Andrzej Zydroń, XML International
As we see the ever increasing adoption of XML into the publishing domain, it becomes more obvious that certain things are missing from the standard perspective. As usual, proprietary solutions quickly appeared to plug the gaps but with the commensurate draw backs: lack of openness and transparency.
One of the most fundamental aspects of Open Standards is how well designed they are. It is not surprising: take a group of involved industry experts, a democratic charter, and peer and public review, and you usually end up with a well-designed solution. I never cease to be surprised how much better Open Standards-based solutions are than their proprietary equivalents. No wonder many people refer to RTF as “really terrible format.”

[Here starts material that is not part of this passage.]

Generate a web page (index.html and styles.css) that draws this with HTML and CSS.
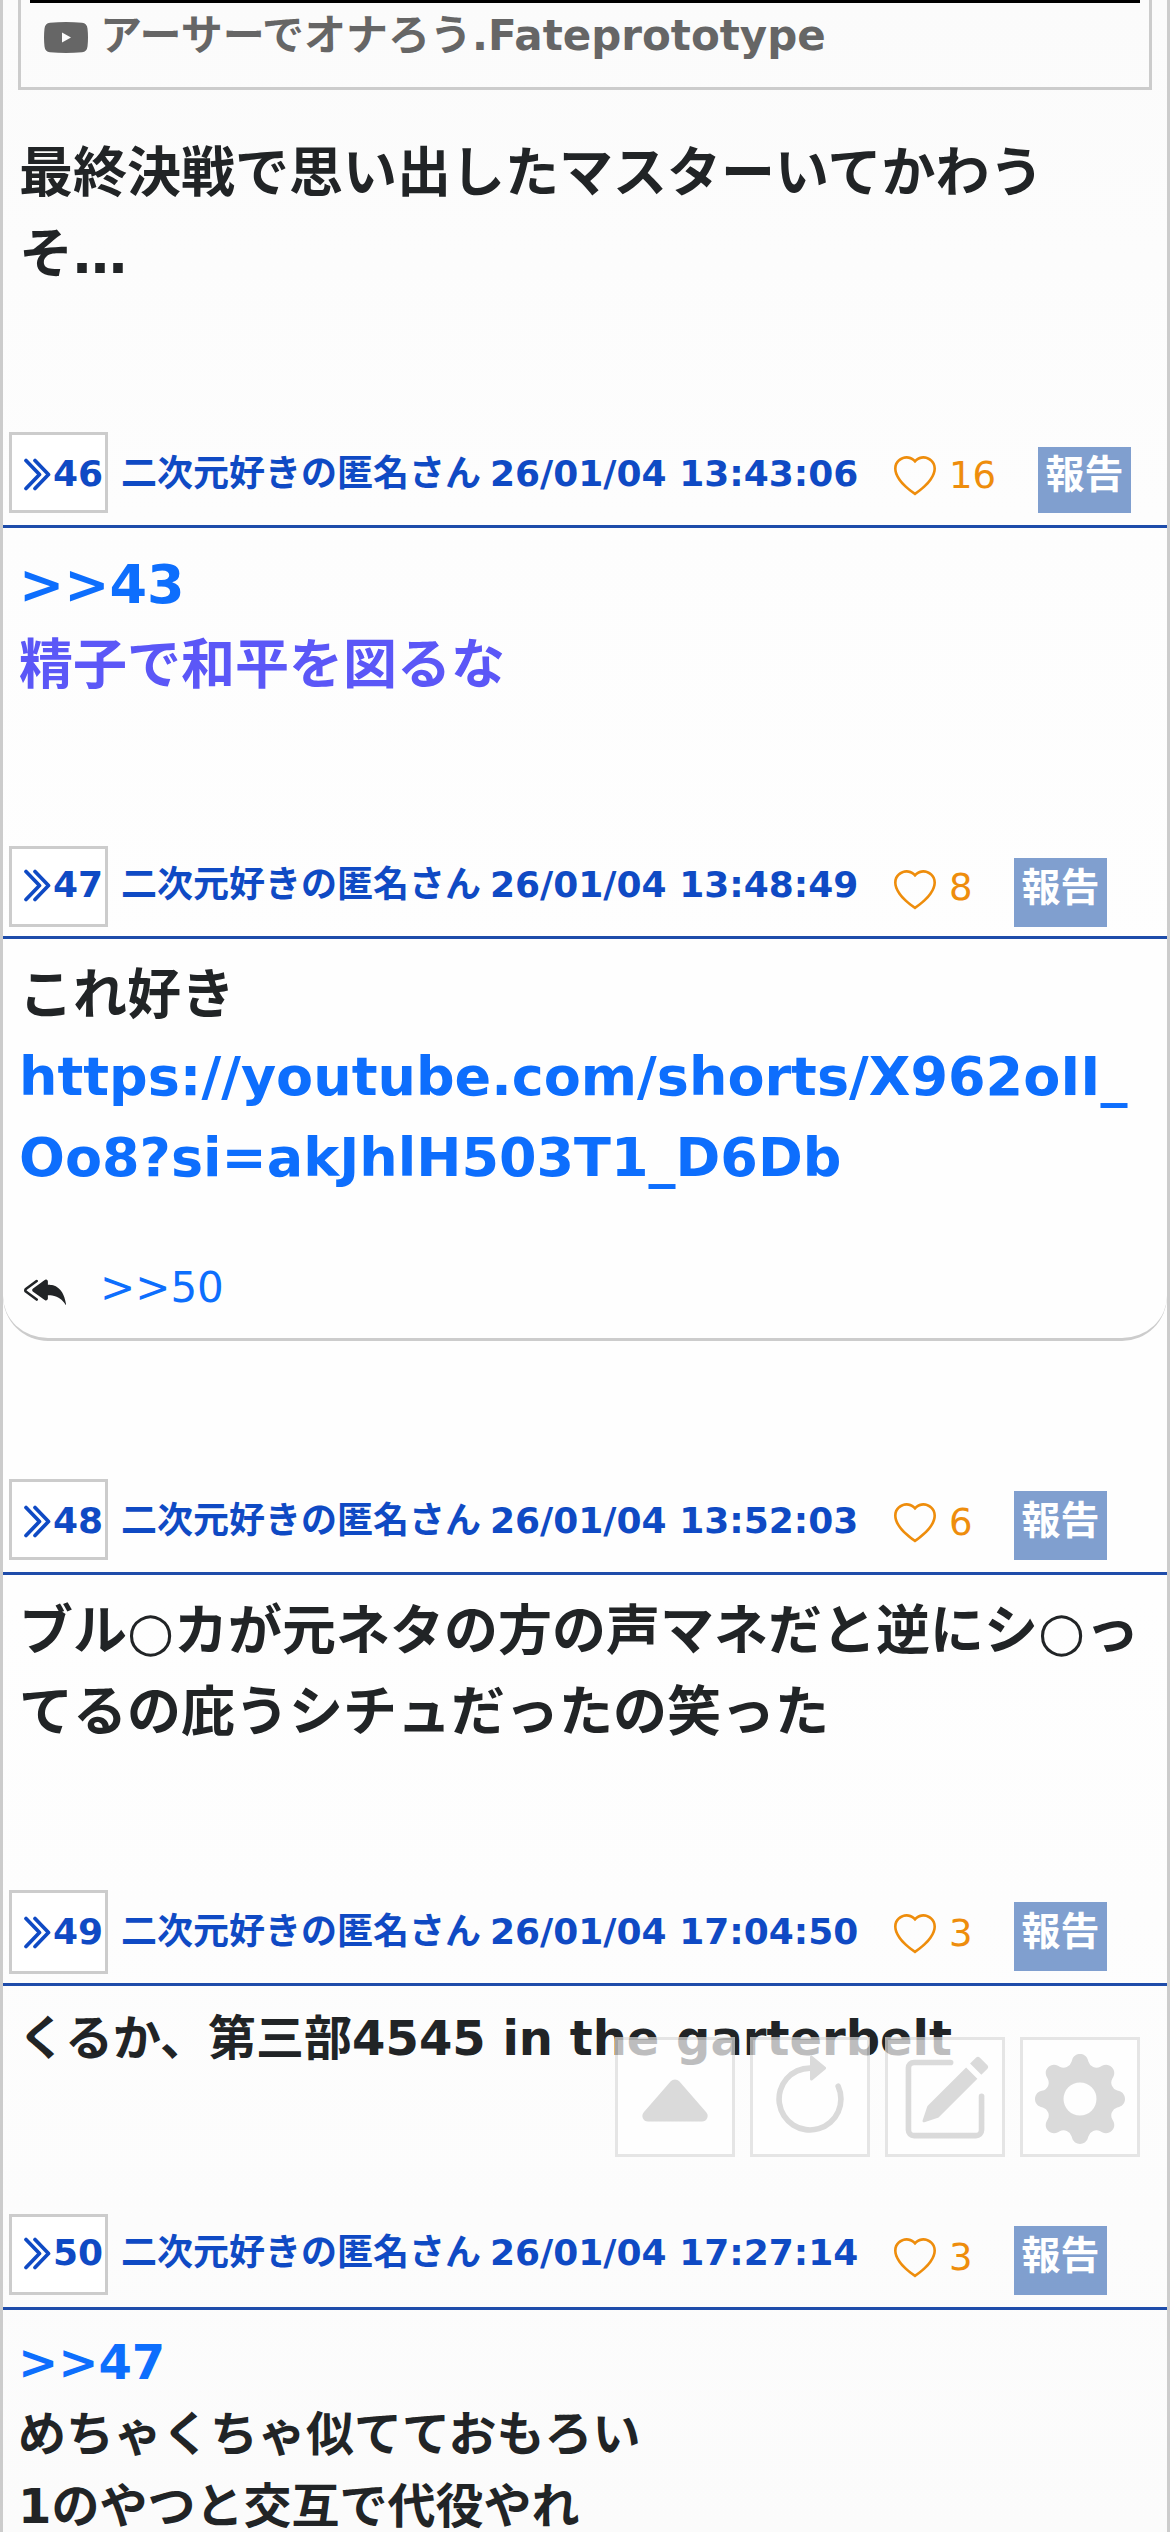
FILE: index.html
```html
<!DOCTYPE html>
<html lang="ja">
<head>
<meta charset="utf-8">
<title>掲示板</title>
<link rel="stylesheet" href="styles.css">
</head>
<body>
<svg class="defs" aria-hidden="true">
  <symbol id="heart" viewBox="0 0 16 16"><path d="m8 2.748-.717-.737C5.6.281 2.514.878 1.4 3.053c-.523 1.023-.641 2.5.314 4.385.92 1.815 2.834 3.989 6.286 6.357 3.452-2.368 5.365-4.542 6.286-6.357.955-1.886.838-3.362.314-4.385C13.486.878 10.4.28 8.717 2.01zM8 15C-7.333 4.868 3.279-3.04 7.824 1.143q.09.083.176.171a3 3 0 0 1 .176-.17C12.72-3.042 23.333 4.867 8 15z"/></symbol>
  <symbol id="chevrons" viewBox="0 0 27 33"><path d="M2 2.500 15.500 16.500 2 30.500M11 2.500 24.500 16.500 11 30.500" fill="none" stroke="currentColor" stroke-width="3.700" stroke-linecap="round" stroke-linejoin="round"/></symbol>
</svg>
<main class="thread">
  <article class="post post-45">
    <div class="video">
      <div class="video-frame"></div>
      <div class="video-title">
        <svg class="yt" viewBox="0 0 44 31"><path fill-rule="evenodd" d="M6 .8Q22-.8 38 .8 43 1.300 43.500 6.500 44.500 15.500 43.500 24.500 43 29.700 38 30.200 22 31.800 6 30.200 1 29.700 .5 24.500-.5 15.500 .5 6.500 1 1.300 6 .8zM18 10.500v10l9-5z"/></svg>
        <span>アーサーでオナろう.Fateprototype</span>
      </div>
    </div>
    <p class="body">最終決戦で思い出したマスターいてかわうそ…</p>
  </article>

  <article class="post post-46 low">
    <header class="head">
      <a class="num"><svg><use href="#chevrons"/></svg>46</a>
      <span class="meta"><span>二次元好きの匿名さん</span><time>26/01/04 13:43:06</time></span>
      <span class="like"><svg><use href="#heart"/></svg><span>16</span></span>
      <button class="report">報告</button>
    </header>
    <p class="body"><a>&gt;&gt;43</a><br><span class="violet">精子で和平を図るな</span></p>
  </article>

  <article class="post post-47">
    <header class="head">
      <a class="num"><svg><use href="#chevrons"/></svg>47</a>
      <span class="meta"><span>二次元好きの匿名さん</span><time>26/01/04 13:48:49</time></span>
      <span class="like"><svg><use href="#heart"/></svg><span>8</span></span>
      <button class="report">報告</button>
    </header>
    <div class="card">
      <p class="body">これ好き<br><a>https://youtube.com/shorts/X962oII_<wbr>Oo8?si=akJhlH503T1_D6Db</a></p>
      <div class="replies">
        <svg viewBox="0 0 16 16"><path d="M8.021 11.900 3.453 8.620a.72.72 0 0 1 0-1.238L8.021 4.100a.716.716 0 0 1 1.079.619V6c1.500 0 6 0 7 8-2.500-4.500-7-4-7-4v1.281c0 .56-.606.898-1.079.62z"/><path d="M5.232 4.293a.5.5 0 0 1-.106.7L1.114 7.945l-.042.028a.147.147 0 0 0 0 .252l.042.028 4.012 2.954a.5.5 0 1 1-.593.805L.539 9.073a1.147 1.147 0 0 1 0-1.946l3.994-2.940a.5.5 0 0 1 .699.106"/></svg>
        <a>&gt;&gt;50</a>
      </div>
    </div>
  </article>

  <article class="post post-48 low">
    <header class="head">
      <a class="num"><svg><use href="#chevrons"/></svg>48</a>
      <span class="meta"><span>二次元好きの匿名さん</span><time>26/01/04 13:52:03</time></span>
      <span class="like"><svg><use href="#heart"/></svg><span>6</span></span>
      <button class="report">報告</button>
    </header>
    <p class="body">ブル○カが元ネタの方の声マネだと逆にシ○ってるの庇うシチュだったの笑った</p>
  </article>

  <article class="post post-49 low">
    <header class="head">
      <a class="num"><svg><use href="#chevrons"/></svg>49</a>
      <span class="meta"><span>二次元好きの匿名さん</span><time>26/01/04 17:04:50</time></span>
      <span class="like"><svg><use href="#heart"/></svg><span>3</span></span>
      <button class="report">報告</button>
    </header>
    <p class="body small">くるか、第三部4545 in the garterbelt</p>
  </article>

  <article class="post post-50">
    <header class="head">
      <a class="num"><svg><use href="#chevrons"/></svg>50</a>
      <span class="meta"><span>二次元好きの匿名さん</span><time>26/01/04 17:27:14</time></span>
      <span class="like"><svg><use href="#heart"/></svg><span>3</span></span>
      <button class="report">報告</button>
    </header>
    <p class="body small"><a>&gt;&gt;47</a><br>めちゃくちゃ似てておもろい<br>1のやつと交互で代役やれ</p>
  </article>
</main>

<nav class="tools">
  <button aria-label="上へ"><svg viewBox="0 0 16 16"><path d="m7.247 4.860-4.796 5.481c-.566.647-.106 1.659.753 1.659h9.592a1 1 0 0 0 .753-1.659l-4.796-5.480a1 1 0 0 0-1.506 0z"/></svg></button>
  <button aria-label="更新"><svg viewBox="0 0 16 16"><path d="M8 3a5 5 0 1 0 4.546 2.914.5.5 0 0 1 .908-.417A6 6 0 1 1 8 2z"/><path d="M8 4.466V.534a.25.25 0 0 1 .41-.192l2.360 1.966c.12.1.12.284 0 .384L8.410 4.658A.25.25 0 0 1 8 4.466"/></svg></button>
  <button aria-label="書き込み"><svg viewBox="0 0 16 16"><path d="M15.502 1.940a.5.5 0 0 1 0 .706L14.459 3.690l-2-2L13.502.646a.5.5 0 0 1 .707 0l1.293 1.293zm-1.750 2.456-2-2L4.939 9.210a.5.5 0 0 0-.121.196l-.805 2.414a.25.25 0 0 0 .316.316l2.414-.805a.5.5 0 0 0 .196-.12l6.813-6.814z"/><path d="M1 13.500A1.500 1.500 0 0 0 2.500 15h11a1.500 1.500 0 0 0 1.500-1.500v-6a.5.5 0 0 0-1 0v6a.5.5 0 0 1-.5.5h-11a.5.5 0 0 1-.5-.5v-11a.5.5 0 0 1 .5-.5H9a.5.5 0 0 0 0-1H2.500A1.500 1.500 0 0 0 1 2.500z"/></svg></button>
  <button aria-label="設定"><svg viewBox="0 0 16 16"><path d="M9.405 1.050c-.413-1.400-2.397-1.400-2.810 0l-.1.34a1.464 1.464 0 0 1-2.105.872l-.31-.17c-1.283-.698-2.686.705-1.987 1.987l.169.311c.446.82.023 1.841-.872 2.105l-.34.1c-1.400.413-1.400 2.397 0 2.810l.34.1a1.464 1.464 0 0 1 .872 2.105l-.17.31c-.698 1.283.705 2.686 1.987 1.987l.311-.169a1.464 1.464 0 0 1 2.105.872l.1.34c.413 1.400 2.397 1.400 2.810 0l.1-.34a1.464 1.464 0 0 1 2.105-.872l.31.17c1.283.698 2.686-.705 1.987-1.987l-.169-.311a1.464 1.464 0 0 1 .872-2.105l.34-.1c1.400-.413 1.400-2.397 0-2.810l-.34-.1a1.464 1.464 0 0 1-.872-2.105l.17-.31c.698-1.283-.705-2.686-1.987-1.987l-.311.169a1.464 1.464 0 0 1-2.105-.872zM8 10.930a2.929 2.929 0 1 1 0-5.860 2.929 2.929 0 0 1 0 5.858z"/></svg></button>
</nav>
</body>
</html>
```
FILE: styles.css
```css
* { box-sizing: border-box; }
html, body { height: 2532px; overflow: hidden; }
body {
  margin: 0;
  background: #fff;
  color: #212426;
  font-family: "DejaVu Sans", "Noto Sans CJK JP", sans-serif;
}
p { margin: 0; }
svg { display: block; fill: currentColor; flex: none; }
button { font: inherit; border: 0; padding: 0; }
.defs { position: absolute; width: 0; height: 0; }

.thread {
  height: 2532px;
  overflow: hidden;
  border: solid #ccc;
  border-width: 0 3px;
  background: linear-gradient(#fbfbfb, #fdfdfd 520px, #fefefe 1000px, #fefefe 1600px, #fbfbfb 2532px);
}

.post-45 { height: 432px; }
.post-46 { height: 414px; }
.post-47 { height: 633px; }
.post-48 { height: 411px; }
.post-49 { height: 324px; }

.video {
  height: 90px;
  margin: 0 15px;
  padding: 0 9px;
  border: 3px solid #ccc;
  border-top: 0;
}
.video-frame { height: 3px; background: #000; }
.video-title {
  display: flex;
  padding: 0 0 0 14px;
  gap: 12px;
  font-size: 42px;
  font-weight: bold;
  line-height: 66px;
  color: #666;
}
.yt { width: 44px; height: 31px; margin-top: 19px; }

.body {
  padding: 16px 15px 0 16px;
  font-size: 54px;
  line-height: 81px;
  font-weight: bold;
}
.body.small { padding-left: 15px; font-size: 48px; line-height: 72px; }
.post-45 .body { padding-top: 43px; padding-right: 84px; }
.body a, .replies a { color: #0d6efd; }
.violet { color: #5b57f7; }

.head {
  display: flex;
  align-items: flex-start;
  height: 96px;
  padding-left: 6px;
  border-bottom: 3px solid #1e4caa;
}
.post-47 .head { height: 93px; }
.num, .meta, .like, .report { flex: none; }
.num {
  display: flex;
  width: 99px;
  height: 81px;
  padding-left: 12px;
  gap: 2px;
  border: 3px solid #ccc;
  background: #fff;
  color: #0f4ac4;
  font-size: 36px;
  font-weight: bold;
  line-height: 72px;
}
.num svg { width: 27px; height: 33px; margin-top: 20px; }
.post-49 .num { height: 84px; }
.meta {
  display: flex;
  width: 775px;
  padding-left: 13px;
  gap: 9px;
  white-space: nowrap;
  color: #0f4ac4;
  font-size: 36px;
  font-weight: bold;
  line-height: 78px;
}
.like {
  display: flex;
  width: 131px;
  padding-left: 11px;
  gap: 13px;
  color: #ee8d0c;
  font-size: 37px;
  line-height: 84px;
}
.like svg { width: 42px; height: 42px; margin-top: 24px; }
.report {
  width: 93px;
  height: 69px;
  margin-top: 12px;
  padding-bottom: 9px;
  background: #809fcf;
  color: #fff;
  font-size: 39px;
  font-weight: bold;
  line-height: 60px;
}
.low .num, .low .meta { line-height: 84px; }
.low .num { line-height: 78px; }
.low .num svg { margin-top: 23px; }
.low .like, .post-50 .like { line-height: 88px; }
.post-46 .like { width: 155px; }
.post-46 .report { height: 66px; margin-top: 15px; padding-bottom: 11px; line-height: 55px; }

.card {
  height: 402px;
  border-bottom: 3px solid #ccc;
  border-radius: 0 0 45px 45px;
  background: #fefefe;
}
.replies {
  display: flex;
  gap: 34px;
  padding: 59px 21px 0;
  font-size: 42px;
  line-height: 61px;
}
.replies svg { width: 42px; height: 42px; margin-top: 12px; }

.tools {
  position: absolute;
  left: 615px;
  top: 2037px;
  display: flex;
  gap: 15px;
  opacity: .7;
}
.tools button {
  width: 120px;
  height: 120px;
  padding: 14px 12px;
  border: 3px solid #dcdcdc;
  background: #fff;
  color: #ccc;
}
.tools svg { width: 90px; height: 90px; }
```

Open Standards also provide an example of IT best practice: You create a specification by talking to all of the interested parties, publish the results for public comment, and then print the results. Yes, rarely things do not go according to plan, but the nature of standards allows for revision and review in light of practical feedback. Rather like democracy, standards have the ability for self correction.
OAXAL stands for Open Architecture for XML Authoring and Localization and is a newly founded OASIS reference architecture technical committee. It covers all of the aspects of technical publishing to create an open and effective solution.
One of the things that XML kicked off was a veritable explosion of Open Standards. The main reason is that XML provided the necessary extensible vocabulary. The other reason has been the dramatic reduction in communication costs that allows for cheap and regular teleconferencing throughout the world.
OAXAL is made up of a number of core standards from W3C, OASIS, and, last but not least, LISA, the Localization Industry Standards Association. The following is a diagrammatic representation of the OAXAL standards component stack:
Let us have a look at all of these standards in detail:
Those of us who remember the “bad old days” before Unicode, praise it every day. The “tower of Babel” (of various illogical and contradictory encoding schemes that preceded Unicode) was the cause of much grief to anyone involved in the translation of electronic documents.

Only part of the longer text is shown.